Could you check the following points? - Check whether force_resume flag is false in azx_resume() for this device - Check the runtime PM states via sysfs before and after S3; that is, if the device shows it's being runtime-suspended but it blocks D3hot, this comes from something else than the sound driver itself. Also, one possible test is to combine vga_switcheroo unregister, e.g. apply the following on top of the five patches: --- a/sound/pci/hda/hda_intel.c +++ b/sound/pci/hda/hda_intel.c @@ -2327,6 +2327,11 @@ static int azx_probe_continue(struct azx *chip) goto out_free; } + if (!bus->codec_mask && hda->vga_switcheroo_registered) { + vga_switcheroo_unregister_client(chip->pci); + hda->vga_switcheroo_registered = false; + } + err = snd_card_register(chip->card); if (err < 0) goto out_free;
Created attachment 288397 [details] ALSA: hda: Explicitly permit using autosuspend if runtime PM is supported This patch, applied on top of your hda-pm-fixes, solves the problem of the HDA device on my GPU not falling asleep after a suspend-to-RAM cycle. From what I understand, the function call merely informs the runtime PM framework that autosuspend is supported. It is still up to the user to enable or disable it through the power/control handle. Hence I don't see a reason why this shouldn't just be called unconditionally. Aside: I am under the impression that codec_set_power_save() is trying to be way more clever than it needs to be. Calling set_autosuspend_delay() with a negative delay should already have the implicit effect of calling pm_runtime_forbid(), and it will be "automatically" undone when it's being called with a positive delay (or 0). The use_autosuspend flag doesn't have to be updated when the driver requests setting the delay to negative (e.g. disable), and doing to has the nasty side-effects that 1) the driver-controlled settings are lost after a suspend-to-RAM, and 2) the user ("root") or power saving daemon cannot override the delay or the controller (auto or on) if desired.

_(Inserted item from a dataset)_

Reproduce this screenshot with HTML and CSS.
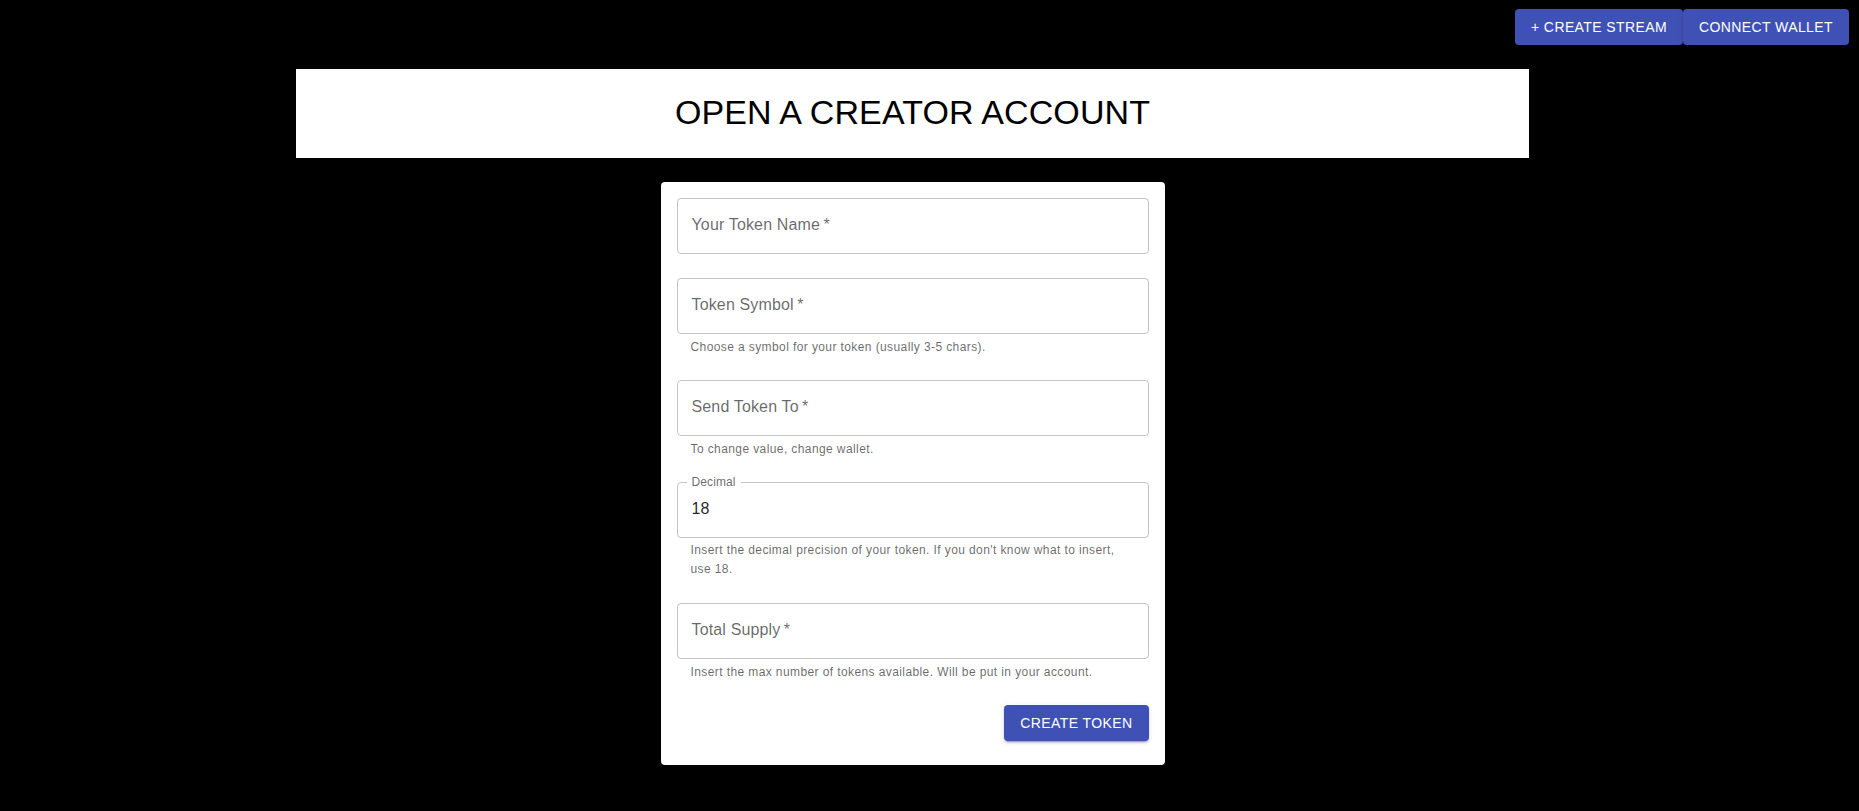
FILE: index.html
```html
<!DOCTYPE html>
<html lang="en">
<head>
<meta charset="utf-8">
<title>Open a Creator Account</title>
<link rel="stylesheet" href="styles.css">
</head>
<body>
  <header class="topbar">
    <button class="btn">+ Create Stream</button>
    <button class="btn">Connect Wallet</button>
  </header>
  <main class="main">
    <div class="banner">
      <h1 class="title">OPEN A CREATOR ACCOUNT</h1>
    </div>
    <form class="card">
      <div class="group">
        <div class="field"><span class="placeholder">Your Token Name&thinsp;*</span></div>
      </div>
      <div class="group">
        <div class="field"><span class="placeholder">Token Symbol&thinsp;*</span></div>
        <p class="helper">Choose a symbol for your token (usually 3-5 chars).</p>
      </div>
      <div class="group">
        <div class="field"><span class="placeholder">Send Token To&thinsp;*</span></div>
        <p class="helper">To change value, change wallet.</p>
      </div>
      <div class="group decimal">
        <div class="field filled">
          <span class="float-label">Decimal</span>
          <span class="value">18</span>
        </div>
        <p class="helper two-line">Insert the decimal precision of your token. If you don't know what to insert, use 18.</p>
      </div>
      <div class="group">
        <div class="field"><span class="placeholder">Total Supply&thinsp;*</span></div>
        <p class="helper">Insert the max number of tokens available. Will be put in your account.</p>
      </div>
      <div class="actions">
        <button class="btn" type="button">Create Token</button>
      </div>
    </form>
  </main>
</body>
</html>
```

FILE: styles.css
```css
* {
  box-sizing: border-box;
}

html, body {
  margin: 0;
  padding: 0;
  background: #000;
  font-family: "Liberation Sans", Arial, Helvetica, sans-serif;
}

body {
  min-height: 811px;
}

.topbar {
  display: flex;
  justify-content: flex-end;
  padding: 9px 10px 0 0;
}

.btn {
  display: inline-flex;
  align-items: center;
  justify-content: center;
  margin: 0;
  border: 0;
  border-radius: 4px;
  background: #3f51b5;
  color: #fff;
  font-family: "Liberation Sans", Arial, Helvetica, sans-serif;
  font-size: 14px;
  font-weight: 400;
  line-height: 24px;
  letter-spacing: 0.4px;
  text-transform: uppercase;
  padding: 6px 16px;
  cursor: pointer;
  box-shadow: 0 3px 1px -2px rgba(0,0,0,0.2), 0 2px 2px 0 rgba(0,0,0,0.14), 0 1px 5px 0 rgba(0,0,0,0.12);
}

.main {
  display: flex;
  flex-direction: column;
  align-items: center;
  padding: 24px 34px 0 0;
}

.banner {
  width: 1233px;
  height: 89px;
  background: #fff;
  display: flex;
  align-items: center;
  justify-content: center;
  padding-bottom: 4px;
}

.title {
  margin: 0;
  font-size: 34px;
  font-weight: 400;
  line-height: 42px;
  letter-spacing: 0.1px;
  color: #000;
}

.card {
  margin-top: 24px;
  width: 504px;
  background: #fff;
  border-radius: 4px;
  padding: 16px 16px 24px;
  display: flex;
  flex-direction: column;
}

.group {
  margin-bottom: 23px;
}

.group:first-child {
  margin-bottom: 24px;
}

.group.decimal {
  margin-bottom: 24px;
}

.field {
  position: relative;
  height: 56px;
  border: 1px solid rgba(0,0,0,0.23);
  border-radius: 4px;
  padding: 0 14px;
  display: flex;
  align-items: center;
}

.placeholder {
  font-size: 16px;
  letter-spacing: 0.15px;
  color: rgba(0,0,0,0.6);
  margin-top: -2px;
}

.value {
  font-size: 16px;
  letter-spacing: 0.15px;
  color: rgba(0,0,0,0.87);
  margin-top: -3px;
}

.float-label {
  position: absolute;
  left: 9px;
  top: -9px;
  padding: 0 5px;
  background: #fff;
  font-size: 12px;
  line-height: 16px;
  letter-spacing: 0.1px;
  color: rgba(0,0,0,0.6);
}

.helper {
  margin: 3px 14px 0;
  font-size: 12px;
  line-height: 20px;
  letter-spacing: 0.4px;
  color: rgba(0,0,0,0.6);
}

.helper.two-line {
  line-height: 19px;
}

.actions {
  display: flex;
  justify-content: flex-end;
}
```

(In reply to Roy from comment #18) > Created attachment 288397 [details] > ALSA: hda: Explicitly permit using autosuspend if runtime PM is supported > > This patch, applied on top of your hda-pm-fixes, solves the problem of the > HDA device on my GPU not falling asleep after a suspend-to-RAM cycle. From > what I understand, the function call merely informs the runtime PM framework > that autosuspend is supported. It is still up to the user to enable or > disable it through the power/control handle. Hence I don't see a reason why > this shouldn't just be called unconditionally. Good to hear. Now I refreshed the branch with this patch. I think we can submit and merge this for 5.7 cycle, as most of them are trivial and only relevant with the no-codec case that was tested here. > Aside: I am under the impression that codec_set_power_save() is trying to be > way more clever than it needs to be. Calling set_autosuspend_delay() with a > negative delay should already have the implicit effect of calling > pm_runtime_forbid(), and it will be "automatically" undone when it's being > called with a positive delay (or 0). The use_autosuspend flag doesn't have > to be updated when the driver requests setting the delay to negative (e.g. > disable), and doing to has the nasty side-effects that 1) the > driver-controlled settings are lost after a suspend-to-RAM, and 2) the user > ("root") or power saving daemon cannot override the delay or the controller > (auto or on) if desired. I'm willing to take any improvements, so patches are welcome. But beware that we're dealing mostly the case delay=0 there, which indicates stopping the runtime PM, and a negative value is almost never passed. The value is passed at the init and at changing the power_save module option, which is a major controlling knob that is used by many applications including the system setup. So it needs a bit careful handling.
(In reply to Takashi Iwai from comment #19) > Good to hear. Now I refreshed the branch with this patch. > I think we can submit and merge this for 5.7 cycle, as most of them are > trivial and only relevant with the no-codec case that was tested here. Thank you very much for your help! I'm glad we could get this resolved so quickly. > > > Aside: I am under the impression that codec_set_power_save() is trying to > be > > way more clever than it needs to be. Calling set_autosuspend_delay() with a > > negative delay should already have the implicit effect of calling > > pm_runtime_forbid(), and it will be "automatically" undone when it's being > > called with a positive delay (or 0). The use_autosuspend flag doesn't have > > to be updated when the driver requests setting the delay to negative (e.g. > > disable), and doing to has the nasty side-effects that 1) the > > driver-controlled settings are lost after a suspend-to-RAM, and 2) the user > > ("root") or power saving daemon cannot override the delay or the controller > > (auto or on) if desired. > I'm willing to take any improvements, so patches are welcome. > But beware that we're dealing mostly the case delay=0 there, which indicates > stopping the runtime PM, and a negative value is almost never passed. The > value is passed at the init and at changing the power_save module option, > which is a major controlling knob that is used by many applications > including the system setup. So it needs a bit careful handling. I will think about it, but before I make any proposals I should study the prioritisation of controls very carefully. It looks as if the power_save module parameter has functionality that overlaps with the sysfs power/[control|autosuspend_delay_ms] nodes, but the state of the two mechanisms might not always be synced/compatible. This could lead to unexpected behaviour in the untested code-paths. I completely understand your caution, it is easy to break the users' assumptions of the power_save knob by introducing changes.
As the patches have landed to the upstream, let's close this bug once. The rest details can be discussed on ML or another bug, if any. Thanks!